Analysts who spoke to The Standard said while Europe and China face economic headwinds, majority of the African economies, Kenya included, will remain largely ‘safe’.
This is save for a dent in the uptake of sovereign bonds in Europe, the potentials of capital flight as the US Federal Reserve raises interest rates and the effects of China re-evaluating her investments.
“The IMF forecast is based on expected demand which can affect investment choices and priorities both by the government and the people in the countries where the slowdown impacts,” said Johnson Nderi, Corporate Advisory manager at ABC Capital.
“Expect pressure on funding in Government spending. On capital flight, higher interest rates in the US will reduce risk appetites, possibly resulting in less capital to the ‘riskier’ emerging markets.”
Low oil prices
IMF projects that as a result of weaker global economic growth, there will be weaker investment in Europe that will overshadow the benefits of low oil prices and a cheaper currency. The IMF also said that the European Central Bank’s anticipated move to expand monetary stimulus by buying sovereign bonds will be slackened.

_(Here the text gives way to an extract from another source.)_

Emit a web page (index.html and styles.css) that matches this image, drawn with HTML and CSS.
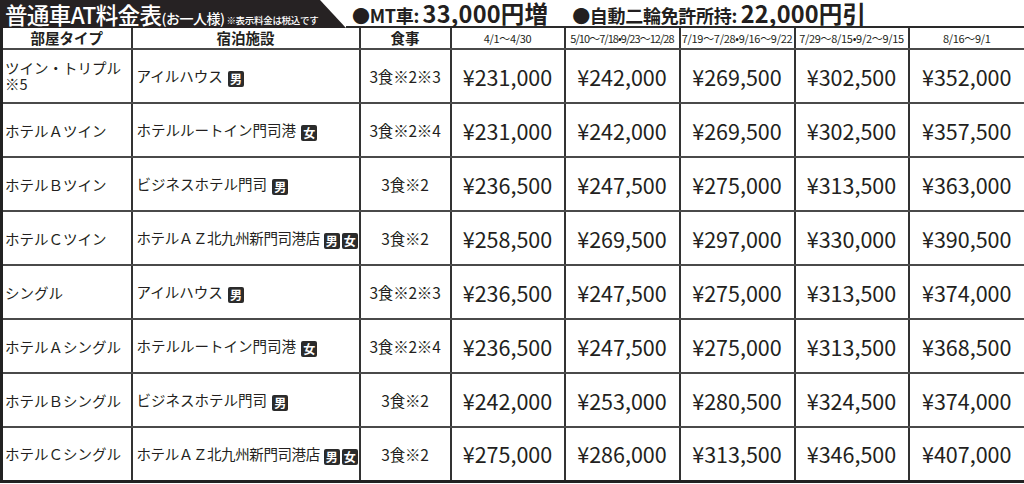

“The authorities (in the affected countries) are now expected to put greater weight on reducing vulnerabilities from recent rapid credit and investment growth and hence the forecast assumes less of a policy response to the underlying moderation,” the IMF said.
“Slower growth in China will also have important regional effects, which partly explains the downward revisions to growth in much of emerging Asia (and Africa).”
Kenya has received immense support from China for infrastructure aid. Kenya also floated a sovereign bond in Europe early last year, which was heavily oversubscribed with investors offering nearly $8 billion or four times the $2 billion target.
Following the success, Kenya reopened the sovereign bond it issued in June, raising an additional Sh68 billion ($750 million) from international investors.
IMF on Monday cut its estimate for growth for the next year to 3.7 per cent, compared to four per cent forecast in October 2014, the steepest in three years. The IMF trimmed its estimate for China’s growth to 6.8 per cent, down 0.3 percentage points from October 2014.
The Government in the world’s Number Two economy will probably “put greater weight on reducing vulnerabilities from recent rapid credit and investment growth and hence the forecast assumes less of a policy response to the underlying moderation,” the fund said.